Nowhere was any particular place
in the Arctic mentioned. I lived in
Fairbanks, Alaska in the early ‘70s when we had a 73-degree rise in 24 hours,
from -40 degrees F to 33 above. Icicles
were melting, and people were running around in boots and shorts. I also saw a fall and winter, 1976-77, there
when we had rain on Halloween and Thanksgiving, and we didn’t get snow that
stuck until March. (Interestingly, -40
is the same temperature in Fahrenheit and Celsius.)
I looked up the headline of this
brief and found many copies of the full article by Seth Borenstein of the
Associated Press. Almost all included both
Fahrenheit and Celsius, though Fahrenheit was not labeled, until I came to the LA
Times, which only gave Fahrenheit and yet did not label it. Otherwise, the article was the same as the
other Borenstein articles. It appears to
be the source for the Courier’s brief, which was edited a tad too brief to be
accurate. https://www.latimes.com/world-nation/story/2022-03-19/antarctica-and-arctic-70-and-50-degrees-above-normal
This article from U.S News
is representative of most of the articles I perused: https://www.usnews.com/news/world/articles/2022-03-18/hot-poles-antarctica-arctic-70-and-50-degrees-above-normal. These show that temperatures in
the Courier brief are indeed Fahrenheit.
All but the Courier’s brief included the single Antarctic
station, Terra Nova, that is on the coast and was 14 degrees above freezing. It is located on an inlet near the Ross Ice
Shelf (a fact that I had to look up) which has been slowly melting and breaking
up for decades.
None of them included any
particular place or temperature in the Arctic in the article itself, except to mention
Greenland at the end, only half of which is within the Arctic Circle and which
is brushed by the Gulf Stream, which Borenstein mentioned did not name. Most of them also include a photo of dripping
ice, from an iceberg in a Nuup Kangerlua Fjord near Nuuk, well outside of the
Arctic Circle, about the same latitude as Iceland.

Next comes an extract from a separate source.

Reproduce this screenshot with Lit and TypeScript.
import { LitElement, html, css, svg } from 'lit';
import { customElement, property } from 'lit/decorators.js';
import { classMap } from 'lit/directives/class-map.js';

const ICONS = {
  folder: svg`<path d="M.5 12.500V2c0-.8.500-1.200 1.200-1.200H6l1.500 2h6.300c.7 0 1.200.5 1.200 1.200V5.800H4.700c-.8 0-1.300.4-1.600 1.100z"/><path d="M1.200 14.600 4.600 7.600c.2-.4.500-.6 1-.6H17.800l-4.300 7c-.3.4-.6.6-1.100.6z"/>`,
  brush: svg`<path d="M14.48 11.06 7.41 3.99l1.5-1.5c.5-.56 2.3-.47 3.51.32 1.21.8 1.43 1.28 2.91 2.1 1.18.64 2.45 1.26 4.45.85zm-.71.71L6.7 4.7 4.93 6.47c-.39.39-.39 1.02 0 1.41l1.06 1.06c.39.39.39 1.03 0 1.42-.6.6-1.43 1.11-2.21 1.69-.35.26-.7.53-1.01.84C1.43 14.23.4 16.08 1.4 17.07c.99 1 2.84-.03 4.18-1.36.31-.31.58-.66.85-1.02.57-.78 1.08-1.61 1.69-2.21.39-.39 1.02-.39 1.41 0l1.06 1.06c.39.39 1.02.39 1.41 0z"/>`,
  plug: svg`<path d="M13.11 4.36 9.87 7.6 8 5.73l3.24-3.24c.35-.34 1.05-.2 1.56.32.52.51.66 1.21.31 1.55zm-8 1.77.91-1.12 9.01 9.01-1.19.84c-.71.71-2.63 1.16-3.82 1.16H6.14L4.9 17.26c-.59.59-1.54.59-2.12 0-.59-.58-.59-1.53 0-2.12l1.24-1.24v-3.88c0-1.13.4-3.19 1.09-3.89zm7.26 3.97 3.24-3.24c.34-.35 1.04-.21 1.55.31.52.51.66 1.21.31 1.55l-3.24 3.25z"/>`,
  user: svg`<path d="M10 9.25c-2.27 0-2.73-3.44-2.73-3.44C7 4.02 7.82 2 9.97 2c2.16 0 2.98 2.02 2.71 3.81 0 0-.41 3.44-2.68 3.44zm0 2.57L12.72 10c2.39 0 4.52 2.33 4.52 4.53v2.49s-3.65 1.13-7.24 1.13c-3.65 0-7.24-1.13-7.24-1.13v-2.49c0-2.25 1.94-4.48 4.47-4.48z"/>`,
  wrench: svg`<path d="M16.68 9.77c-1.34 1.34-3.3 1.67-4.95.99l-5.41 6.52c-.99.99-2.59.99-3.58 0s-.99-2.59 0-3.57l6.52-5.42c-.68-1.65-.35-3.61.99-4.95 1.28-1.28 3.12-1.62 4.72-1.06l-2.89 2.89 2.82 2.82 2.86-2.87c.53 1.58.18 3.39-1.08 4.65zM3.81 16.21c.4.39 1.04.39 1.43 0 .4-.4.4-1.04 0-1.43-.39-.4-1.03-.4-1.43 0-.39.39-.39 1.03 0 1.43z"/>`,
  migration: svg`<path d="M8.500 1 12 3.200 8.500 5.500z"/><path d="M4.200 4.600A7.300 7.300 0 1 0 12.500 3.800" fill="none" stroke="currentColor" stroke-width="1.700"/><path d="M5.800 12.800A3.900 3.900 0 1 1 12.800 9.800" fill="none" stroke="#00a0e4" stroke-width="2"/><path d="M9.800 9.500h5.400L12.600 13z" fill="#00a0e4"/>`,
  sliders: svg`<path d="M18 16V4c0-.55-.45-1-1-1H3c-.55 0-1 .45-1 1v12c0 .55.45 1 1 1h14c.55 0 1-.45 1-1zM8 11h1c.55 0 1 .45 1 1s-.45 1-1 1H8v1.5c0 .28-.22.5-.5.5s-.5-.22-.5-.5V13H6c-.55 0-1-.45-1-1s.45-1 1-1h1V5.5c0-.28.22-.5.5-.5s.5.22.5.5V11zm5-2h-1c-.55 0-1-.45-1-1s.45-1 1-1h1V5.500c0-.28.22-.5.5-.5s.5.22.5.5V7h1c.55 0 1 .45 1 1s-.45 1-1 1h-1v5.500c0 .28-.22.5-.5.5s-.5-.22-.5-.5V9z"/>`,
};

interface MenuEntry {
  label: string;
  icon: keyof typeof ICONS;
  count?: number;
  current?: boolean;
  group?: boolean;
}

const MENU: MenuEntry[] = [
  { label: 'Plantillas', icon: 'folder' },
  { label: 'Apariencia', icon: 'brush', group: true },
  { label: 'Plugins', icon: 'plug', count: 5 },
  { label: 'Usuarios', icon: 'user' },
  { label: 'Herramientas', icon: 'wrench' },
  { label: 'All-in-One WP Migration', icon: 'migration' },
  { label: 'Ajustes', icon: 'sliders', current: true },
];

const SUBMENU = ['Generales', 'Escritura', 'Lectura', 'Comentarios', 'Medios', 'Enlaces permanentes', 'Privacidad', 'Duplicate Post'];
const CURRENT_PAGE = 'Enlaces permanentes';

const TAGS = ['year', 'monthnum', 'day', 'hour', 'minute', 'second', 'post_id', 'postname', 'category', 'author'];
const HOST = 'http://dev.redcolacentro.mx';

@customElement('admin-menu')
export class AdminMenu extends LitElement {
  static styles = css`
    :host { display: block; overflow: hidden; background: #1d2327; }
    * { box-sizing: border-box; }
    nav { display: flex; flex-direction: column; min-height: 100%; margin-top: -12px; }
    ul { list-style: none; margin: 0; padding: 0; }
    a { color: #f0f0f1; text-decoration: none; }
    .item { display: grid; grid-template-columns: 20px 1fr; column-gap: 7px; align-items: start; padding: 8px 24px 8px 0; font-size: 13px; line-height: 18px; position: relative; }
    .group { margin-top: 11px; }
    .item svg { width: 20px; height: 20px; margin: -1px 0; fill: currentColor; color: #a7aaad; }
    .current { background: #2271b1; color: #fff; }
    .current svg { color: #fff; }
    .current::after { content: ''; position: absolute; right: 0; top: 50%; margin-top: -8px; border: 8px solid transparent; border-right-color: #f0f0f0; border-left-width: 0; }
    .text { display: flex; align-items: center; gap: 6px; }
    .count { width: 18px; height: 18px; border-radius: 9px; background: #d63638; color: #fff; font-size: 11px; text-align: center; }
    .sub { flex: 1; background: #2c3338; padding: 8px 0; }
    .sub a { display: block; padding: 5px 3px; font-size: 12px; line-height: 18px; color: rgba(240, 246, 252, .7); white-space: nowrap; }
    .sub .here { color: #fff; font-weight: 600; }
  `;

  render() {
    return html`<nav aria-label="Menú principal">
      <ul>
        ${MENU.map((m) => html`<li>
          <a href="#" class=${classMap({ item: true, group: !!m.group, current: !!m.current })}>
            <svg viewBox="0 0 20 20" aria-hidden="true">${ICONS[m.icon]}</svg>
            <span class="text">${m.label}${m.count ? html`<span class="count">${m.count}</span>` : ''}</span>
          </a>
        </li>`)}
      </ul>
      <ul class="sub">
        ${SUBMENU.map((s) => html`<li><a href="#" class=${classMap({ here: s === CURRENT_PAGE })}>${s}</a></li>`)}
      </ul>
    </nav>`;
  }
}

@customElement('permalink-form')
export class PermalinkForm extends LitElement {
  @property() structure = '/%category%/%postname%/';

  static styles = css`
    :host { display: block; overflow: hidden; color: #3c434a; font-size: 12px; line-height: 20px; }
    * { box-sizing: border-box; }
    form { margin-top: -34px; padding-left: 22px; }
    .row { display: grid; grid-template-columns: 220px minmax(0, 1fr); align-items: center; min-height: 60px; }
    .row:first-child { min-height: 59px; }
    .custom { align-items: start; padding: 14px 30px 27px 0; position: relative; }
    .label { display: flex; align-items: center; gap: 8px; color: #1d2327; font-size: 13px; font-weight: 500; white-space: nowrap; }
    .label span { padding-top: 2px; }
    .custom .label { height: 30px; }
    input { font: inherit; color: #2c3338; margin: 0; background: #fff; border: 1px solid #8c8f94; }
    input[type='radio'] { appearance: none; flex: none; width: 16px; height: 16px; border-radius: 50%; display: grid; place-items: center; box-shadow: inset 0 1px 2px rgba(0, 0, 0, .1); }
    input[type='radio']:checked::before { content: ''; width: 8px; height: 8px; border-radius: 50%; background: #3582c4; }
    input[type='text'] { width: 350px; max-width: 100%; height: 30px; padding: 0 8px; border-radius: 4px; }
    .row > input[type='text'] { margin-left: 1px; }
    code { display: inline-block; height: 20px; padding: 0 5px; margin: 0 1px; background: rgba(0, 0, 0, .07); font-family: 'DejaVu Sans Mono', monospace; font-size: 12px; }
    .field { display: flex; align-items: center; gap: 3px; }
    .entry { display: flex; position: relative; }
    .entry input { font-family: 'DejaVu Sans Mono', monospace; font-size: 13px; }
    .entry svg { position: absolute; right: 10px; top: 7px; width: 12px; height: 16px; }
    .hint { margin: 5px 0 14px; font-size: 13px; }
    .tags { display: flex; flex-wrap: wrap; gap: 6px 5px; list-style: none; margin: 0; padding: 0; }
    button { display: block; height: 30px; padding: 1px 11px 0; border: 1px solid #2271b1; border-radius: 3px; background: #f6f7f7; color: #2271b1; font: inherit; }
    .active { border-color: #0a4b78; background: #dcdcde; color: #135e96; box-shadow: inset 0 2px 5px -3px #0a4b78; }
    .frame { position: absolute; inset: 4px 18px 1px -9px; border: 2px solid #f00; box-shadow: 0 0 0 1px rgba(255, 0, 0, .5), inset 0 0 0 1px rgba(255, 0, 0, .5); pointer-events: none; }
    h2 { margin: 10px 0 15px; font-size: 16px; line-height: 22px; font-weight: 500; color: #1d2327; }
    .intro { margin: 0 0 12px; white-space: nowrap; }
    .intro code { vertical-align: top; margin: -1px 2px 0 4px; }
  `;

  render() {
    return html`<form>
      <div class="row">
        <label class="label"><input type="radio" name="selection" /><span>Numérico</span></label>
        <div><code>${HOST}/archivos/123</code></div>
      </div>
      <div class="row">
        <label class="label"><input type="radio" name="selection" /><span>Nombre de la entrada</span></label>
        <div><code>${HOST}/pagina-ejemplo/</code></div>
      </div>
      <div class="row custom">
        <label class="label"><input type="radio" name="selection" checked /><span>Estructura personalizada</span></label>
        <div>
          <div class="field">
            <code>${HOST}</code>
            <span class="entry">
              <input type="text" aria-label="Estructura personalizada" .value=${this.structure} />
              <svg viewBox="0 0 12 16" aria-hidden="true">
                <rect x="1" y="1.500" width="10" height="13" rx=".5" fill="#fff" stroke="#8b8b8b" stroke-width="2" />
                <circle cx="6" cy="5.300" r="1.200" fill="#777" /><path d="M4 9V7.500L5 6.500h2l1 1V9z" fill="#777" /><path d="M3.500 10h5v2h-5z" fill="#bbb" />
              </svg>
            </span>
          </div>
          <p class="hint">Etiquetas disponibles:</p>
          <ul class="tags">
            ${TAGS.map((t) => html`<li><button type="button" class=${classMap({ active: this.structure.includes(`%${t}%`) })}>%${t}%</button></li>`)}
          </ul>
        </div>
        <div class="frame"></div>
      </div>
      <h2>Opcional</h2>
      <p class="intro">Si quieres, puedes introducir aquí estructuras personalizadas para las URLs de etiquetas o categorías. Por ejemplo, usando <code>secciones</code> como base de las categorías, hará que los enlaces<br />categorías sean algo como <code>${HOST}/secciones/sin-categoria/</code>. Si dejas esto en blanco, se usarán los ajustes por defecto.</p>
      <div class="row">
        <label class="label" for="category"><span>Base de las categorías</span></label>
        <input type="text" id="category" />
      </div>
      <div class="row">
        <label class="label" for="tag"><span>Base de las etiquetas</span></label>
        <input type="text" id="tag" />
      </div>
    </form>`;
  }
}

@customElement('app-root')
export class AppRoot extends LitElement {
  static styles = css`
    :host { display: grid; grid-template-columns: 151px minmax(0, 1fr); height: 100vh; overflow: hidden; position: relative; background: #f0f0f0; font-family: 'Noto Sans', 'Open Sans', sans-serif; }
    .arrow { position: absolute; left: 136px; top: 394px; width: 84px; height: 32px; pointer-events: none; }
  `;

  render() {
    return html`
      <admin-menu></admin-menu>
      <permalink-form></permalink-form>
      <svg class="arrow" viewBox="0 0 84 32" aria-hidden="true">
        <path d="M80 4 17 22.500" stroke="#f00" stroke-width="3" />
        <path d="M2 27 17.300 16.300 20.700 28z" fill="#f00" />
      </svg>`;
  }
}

I object strongly to statements by
two weather scientists. National
Snow and Ice Data Center ice scientist Walt Meier said, “They are opposite
seasons. You don’t see the north and
south poles both melting at the same time.

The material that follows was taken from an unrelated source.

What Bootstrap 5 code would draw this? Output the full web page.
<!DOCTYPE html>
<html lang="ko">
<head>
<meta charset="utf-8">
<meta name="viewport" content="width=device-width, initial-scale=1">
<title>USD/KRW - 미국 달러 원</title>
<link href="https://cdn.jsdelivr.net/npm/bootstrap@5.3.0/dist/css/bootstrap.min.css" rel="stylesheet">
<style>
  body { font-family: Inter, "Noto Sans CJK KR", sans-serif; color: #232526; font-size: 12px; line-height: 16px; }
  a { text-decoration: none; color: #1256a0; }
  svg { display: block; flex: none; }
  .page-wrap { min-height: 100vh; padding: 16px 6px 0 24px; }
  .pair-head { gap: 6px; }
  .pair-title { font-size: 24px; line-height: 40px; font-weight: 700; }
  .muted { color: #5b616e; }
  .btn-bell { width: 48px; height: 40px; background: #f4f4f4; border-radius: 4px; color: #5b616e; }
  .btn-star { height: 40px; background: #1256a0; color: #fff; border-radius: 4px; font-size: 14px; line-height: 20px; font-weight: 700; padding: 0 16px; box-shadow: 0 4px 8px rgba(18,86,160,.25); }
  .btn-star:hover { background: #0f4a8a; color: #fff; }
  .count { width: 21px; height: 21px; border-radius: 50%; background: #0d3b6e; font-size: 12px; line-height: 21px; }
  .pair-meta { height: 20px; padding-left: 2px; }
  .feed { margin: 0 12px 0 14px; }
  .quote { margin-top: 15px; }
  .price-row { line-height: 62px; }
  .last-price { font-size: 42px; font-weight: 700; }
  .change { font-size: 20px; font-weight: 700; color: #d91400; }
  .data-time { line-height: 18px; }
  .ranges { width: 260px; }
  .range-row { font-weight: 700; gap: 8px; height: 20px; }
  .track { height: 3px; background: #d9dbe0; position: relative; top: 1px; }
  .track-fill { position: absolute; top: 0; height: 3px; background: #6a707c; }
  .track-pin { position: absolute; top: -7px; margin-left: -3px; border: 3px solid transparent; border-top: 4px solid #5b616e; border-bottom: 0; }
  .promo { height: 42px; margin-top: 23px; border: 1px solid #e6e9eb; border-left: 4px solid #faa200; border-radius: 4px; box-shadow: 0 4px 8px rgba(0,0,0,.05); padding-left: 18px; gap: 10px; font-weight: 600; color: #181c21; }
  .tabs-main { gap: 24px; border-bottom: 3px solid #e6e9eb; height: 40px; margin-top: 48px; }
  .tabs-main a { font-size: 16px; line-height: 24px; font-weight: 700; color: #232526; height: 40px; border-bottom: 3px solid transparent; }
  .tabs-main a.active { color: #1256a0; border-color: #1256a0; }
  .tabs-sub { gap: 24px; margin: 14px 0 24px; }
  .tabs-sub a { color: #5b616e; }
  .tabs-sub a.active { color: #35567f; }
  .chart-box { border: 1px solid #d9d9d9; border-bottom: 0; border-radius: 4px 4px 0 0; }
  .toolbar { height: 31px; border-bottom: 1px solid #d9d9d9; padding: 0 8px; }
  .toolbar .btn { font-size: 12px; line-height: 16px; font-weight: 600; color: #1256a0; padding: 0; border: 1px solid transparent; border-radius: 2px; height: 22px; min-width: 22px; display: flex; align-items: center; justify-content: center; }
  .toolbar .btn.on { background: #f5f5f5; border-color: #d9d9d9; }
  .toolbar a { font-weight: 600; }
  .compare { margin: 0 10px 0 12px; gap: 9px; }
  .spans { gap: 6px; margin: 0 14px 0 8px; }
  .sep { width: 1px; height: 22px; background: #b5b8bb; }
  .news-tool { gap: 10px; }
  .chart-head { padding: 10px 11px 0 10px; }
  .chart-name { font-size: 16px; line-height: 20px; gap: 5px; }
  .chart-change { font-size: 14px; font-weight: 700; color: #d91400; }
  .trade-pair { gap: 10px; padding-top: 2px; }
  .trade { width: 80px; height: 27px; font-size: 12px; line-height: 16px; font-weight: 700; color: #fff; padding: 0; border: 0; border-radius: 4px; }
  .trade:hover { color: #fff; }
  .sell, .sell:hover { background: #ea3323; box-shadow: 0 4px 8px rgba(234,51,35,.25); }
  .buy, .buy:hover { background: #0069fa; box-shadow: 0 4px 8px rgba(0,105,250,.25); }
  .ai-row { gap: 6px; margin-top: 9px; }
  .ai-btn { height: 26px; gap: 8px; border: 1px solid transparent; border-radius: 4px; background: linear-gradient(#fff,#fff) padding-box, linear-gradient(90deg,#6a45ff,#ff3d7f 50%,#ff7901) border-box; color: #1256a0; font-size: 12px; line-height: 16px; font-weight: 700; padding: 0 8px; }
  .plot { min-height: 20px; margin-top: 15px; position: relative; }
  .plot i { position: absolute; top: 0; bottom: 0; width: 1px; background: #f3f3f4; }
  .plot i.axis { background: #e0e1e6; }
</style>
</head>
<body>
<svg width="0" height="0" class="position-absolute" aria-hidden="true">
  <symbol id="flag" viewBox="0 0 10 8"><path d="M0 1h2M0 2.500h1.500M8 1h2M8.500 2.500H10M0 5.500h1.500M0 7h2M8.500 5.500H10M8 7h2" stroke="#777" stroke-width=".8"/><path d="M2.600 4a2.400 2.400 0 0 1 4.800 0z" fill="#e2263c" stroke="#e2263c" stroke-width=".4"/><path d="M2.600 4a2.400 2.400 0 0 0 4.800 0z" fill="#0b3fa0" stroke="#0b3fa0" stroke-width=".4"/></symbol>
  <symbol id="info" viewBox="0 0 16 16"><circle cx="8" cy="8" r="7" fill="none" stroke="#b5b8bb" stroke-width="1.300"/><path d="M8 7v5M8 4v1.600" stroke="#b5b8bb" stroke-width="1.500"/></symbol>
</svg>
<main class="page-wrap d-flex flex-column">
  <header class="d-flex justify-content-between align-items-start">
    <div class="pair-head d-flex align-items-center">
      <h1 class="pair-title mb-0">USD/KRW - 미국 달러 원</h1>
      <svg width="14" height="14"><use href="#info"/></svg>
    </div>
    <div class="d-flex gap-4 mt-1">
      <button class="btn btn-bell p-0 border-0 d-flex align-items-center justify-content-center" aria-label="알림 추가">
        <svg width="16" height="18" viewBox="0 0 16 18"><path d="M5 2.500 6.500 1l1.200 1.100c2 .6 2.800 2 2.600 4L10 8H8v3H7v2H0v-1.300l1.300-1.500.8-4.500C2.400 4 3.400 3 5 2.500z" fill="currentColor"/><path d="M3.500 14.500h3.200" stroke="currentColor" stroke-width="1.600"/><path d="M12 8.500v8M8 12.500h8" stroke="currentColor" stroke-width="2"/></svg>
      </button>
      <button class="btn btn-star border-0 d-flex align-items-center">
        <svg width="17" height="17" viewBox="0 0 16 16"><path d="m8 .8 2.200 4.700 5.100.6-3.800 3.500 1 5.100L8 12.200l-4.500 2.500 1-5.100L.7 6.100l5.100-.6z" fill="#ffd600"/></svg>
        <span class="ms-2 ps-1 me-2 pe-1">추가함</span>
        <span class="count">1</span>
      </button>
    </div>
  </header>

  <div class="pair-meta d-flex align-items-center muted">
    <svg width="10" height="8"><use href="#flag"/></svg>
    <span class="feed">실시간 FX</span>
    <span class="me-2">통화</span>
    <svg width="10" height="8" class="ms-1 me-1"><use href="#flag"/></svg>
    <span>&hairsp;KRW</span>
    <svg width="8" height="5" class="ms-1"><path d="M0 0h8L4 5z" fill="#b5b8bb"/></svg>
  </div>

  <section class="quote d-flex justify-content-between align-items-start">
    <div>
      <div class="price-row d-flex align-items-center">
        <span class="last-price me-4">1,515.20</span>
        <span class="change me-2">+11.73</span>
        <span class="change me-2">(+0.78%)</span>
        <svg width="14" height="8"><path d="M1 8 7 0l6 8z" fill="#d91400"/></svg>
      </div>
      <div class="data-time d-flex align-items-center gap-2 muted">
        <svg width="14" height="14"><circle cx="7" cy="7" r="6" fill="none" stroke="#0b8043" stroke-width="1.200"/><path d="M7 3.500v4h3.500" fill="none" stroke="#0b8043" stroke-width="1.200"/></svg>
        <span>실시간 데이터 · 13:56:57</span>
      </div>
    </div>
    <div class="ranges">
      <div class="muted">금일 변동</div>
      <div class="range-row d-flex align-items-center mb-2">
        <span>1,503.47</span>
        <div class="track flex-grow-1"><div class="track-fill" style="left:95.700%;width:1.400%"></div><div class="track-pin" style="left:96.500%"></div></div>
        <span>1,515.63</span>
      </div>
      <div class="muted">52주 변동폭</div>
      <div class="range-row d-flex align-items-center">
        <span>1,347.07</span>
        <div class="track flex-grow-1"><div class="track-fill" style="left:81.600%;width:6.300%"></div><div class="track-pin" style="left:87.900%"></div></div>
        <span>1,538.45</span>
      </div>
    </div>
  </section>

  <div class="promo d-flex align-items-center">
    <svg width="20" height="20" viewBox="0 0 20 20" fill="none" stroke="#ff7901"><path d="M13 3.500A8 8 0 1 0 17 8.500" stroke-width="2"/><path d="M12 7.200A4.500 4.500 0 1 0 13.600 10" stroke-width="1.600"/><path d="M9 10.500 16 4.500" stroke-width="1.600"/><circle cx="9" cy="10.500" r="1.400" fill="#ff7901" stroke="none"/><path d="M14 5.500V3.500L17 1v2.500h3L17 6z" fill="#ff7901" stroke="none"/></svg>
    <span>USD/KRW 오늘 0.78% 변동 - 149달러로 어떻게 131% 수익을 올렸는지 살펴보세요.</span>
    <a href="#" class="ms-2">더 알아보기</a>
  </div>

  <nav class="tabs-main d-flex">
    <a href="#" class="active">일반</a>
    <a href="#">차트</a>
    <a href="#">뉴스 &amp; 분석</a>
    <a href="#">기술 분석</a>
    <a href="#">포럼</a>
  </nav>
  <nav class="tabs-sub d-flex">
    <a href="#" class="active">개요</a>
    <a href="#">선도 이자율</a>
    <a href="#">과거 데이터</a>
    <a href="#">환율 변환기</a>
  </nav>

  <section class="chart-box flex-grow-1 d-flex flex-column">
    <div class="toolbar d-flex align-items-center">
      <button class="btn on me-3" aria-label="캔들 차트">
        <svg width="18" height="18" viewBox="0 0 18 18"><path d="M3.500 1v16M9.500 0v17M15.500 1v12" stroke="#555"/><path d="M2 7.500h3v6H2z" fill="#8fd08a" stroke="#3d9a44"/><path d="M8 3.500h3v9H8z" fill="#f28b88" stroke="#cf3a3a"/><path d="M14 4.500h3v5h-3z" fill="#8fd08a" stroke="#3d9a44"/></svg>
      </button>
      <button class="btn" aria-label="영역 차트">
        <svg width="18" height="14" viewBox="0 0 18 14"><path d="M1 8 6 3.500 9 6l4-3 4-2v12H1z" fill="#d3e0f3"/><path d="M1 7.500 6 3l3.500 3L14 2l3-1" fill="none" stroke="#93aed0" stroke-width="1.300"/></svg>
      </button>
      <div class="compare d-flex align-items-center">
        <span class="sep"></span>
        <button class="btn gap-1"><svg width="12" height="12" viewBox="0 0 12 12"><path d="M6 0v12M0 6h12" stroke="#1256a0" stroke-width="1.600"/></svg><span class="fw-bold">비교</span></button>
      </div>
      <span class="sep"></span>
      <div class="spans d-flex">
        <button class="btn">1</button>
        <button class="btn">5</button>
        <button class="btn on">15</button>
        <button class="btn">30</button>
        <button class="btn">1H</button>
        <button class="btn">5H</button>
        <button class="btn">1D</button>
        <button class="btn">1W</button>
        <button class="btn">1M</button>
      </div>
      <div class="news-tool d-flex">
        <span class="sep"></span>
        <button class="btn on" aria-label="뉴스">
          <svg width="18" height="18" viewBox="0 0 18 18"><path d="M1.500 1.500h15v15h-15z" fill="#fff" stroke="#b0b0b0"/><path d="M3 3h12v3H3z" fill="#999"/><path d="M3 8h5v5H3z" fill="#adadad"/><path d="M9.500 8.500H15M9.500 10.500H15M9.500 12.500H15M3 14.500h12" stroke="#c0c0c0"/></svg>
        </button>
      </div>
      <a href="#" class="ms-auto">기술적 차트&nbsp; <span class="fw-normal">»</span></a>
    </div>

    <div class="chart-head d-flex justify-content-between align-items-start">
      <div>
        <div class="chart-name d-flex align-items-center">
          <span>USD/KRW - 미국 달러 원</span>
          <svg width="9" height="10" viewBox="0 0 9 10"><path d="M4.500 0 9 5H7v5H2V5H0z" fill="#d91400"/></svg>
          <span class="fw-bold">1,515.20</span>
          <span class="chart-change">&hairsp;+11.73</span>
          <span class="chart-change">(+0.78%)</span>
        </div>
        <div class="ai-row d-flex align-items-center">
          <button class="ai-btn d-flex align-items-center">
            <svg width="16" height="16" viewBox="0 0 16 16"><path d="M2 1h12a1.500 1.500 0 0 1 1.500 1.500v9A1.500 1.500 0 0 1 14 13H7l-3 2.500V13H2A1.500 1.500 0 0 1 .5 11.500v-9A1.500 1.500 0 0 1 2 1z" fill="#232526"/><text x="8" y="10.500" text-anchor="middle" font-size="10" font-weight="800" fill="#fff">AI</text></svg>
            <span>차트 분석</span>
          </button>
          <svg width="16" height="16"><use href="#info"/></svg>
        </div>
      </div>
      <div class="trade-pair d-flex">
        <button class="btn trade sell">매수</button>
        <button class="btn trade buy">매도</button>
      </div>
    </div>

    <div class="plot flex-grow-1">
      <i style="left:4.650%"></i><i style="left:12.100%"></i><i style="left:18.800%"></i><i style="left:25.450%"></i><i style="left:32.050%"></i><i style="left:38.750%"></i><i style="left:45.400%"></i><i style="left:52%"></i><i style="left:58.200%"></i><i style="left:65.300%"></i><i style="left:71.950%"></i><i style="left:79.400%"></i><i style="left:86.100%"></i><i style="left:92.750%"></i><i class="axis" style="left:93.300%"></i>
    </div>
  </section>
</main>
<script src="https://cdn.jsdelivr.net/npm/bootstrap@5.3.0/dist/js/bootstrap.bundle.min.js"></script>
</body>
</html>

It’s definitely an unusual occurrence.”
Spring and fall are not opposite
except in time. They begin 6 months
apart, but their weather is much the same, though reversed in time. Winter and summer have opposite temperatures,
outside equatorial zones. Both places
where melting was reported in March were on coasts, one just inside and one outside the Arctic Circle.
University of Wisconsin meteorologist Matthew Lazzara said, regarding
East Antarctica’s Dome C-ii, that logged 14 degrees (-10 degrees Celsius)
Friday, where the normal is -45 degrees (-43 degrees Celsius): “That’s a
temperature that you should see in January, not March. January is summer there.
That’s dramatic.”
January below the tropics is early summer and is cooler than
March, late summer, after heating up for two months, just like July is cooler
than September above the tropics. Interestingly,
March is also warmer than January in winter in Northern temperate zones. If
there is any month that places near the Arctic and Antarctic Circles latitudes would have melting at the same time, it’s March. There probably is also a temperature
inversion in high Antarctic mountains that makes it warmer above the inversion
than below in the interior in winter, created by ice fog that settles in the
valleys, as it did in Fairbanks when I lived there, which explains the record
highs, though no melting, in the high mountains of Antarctica.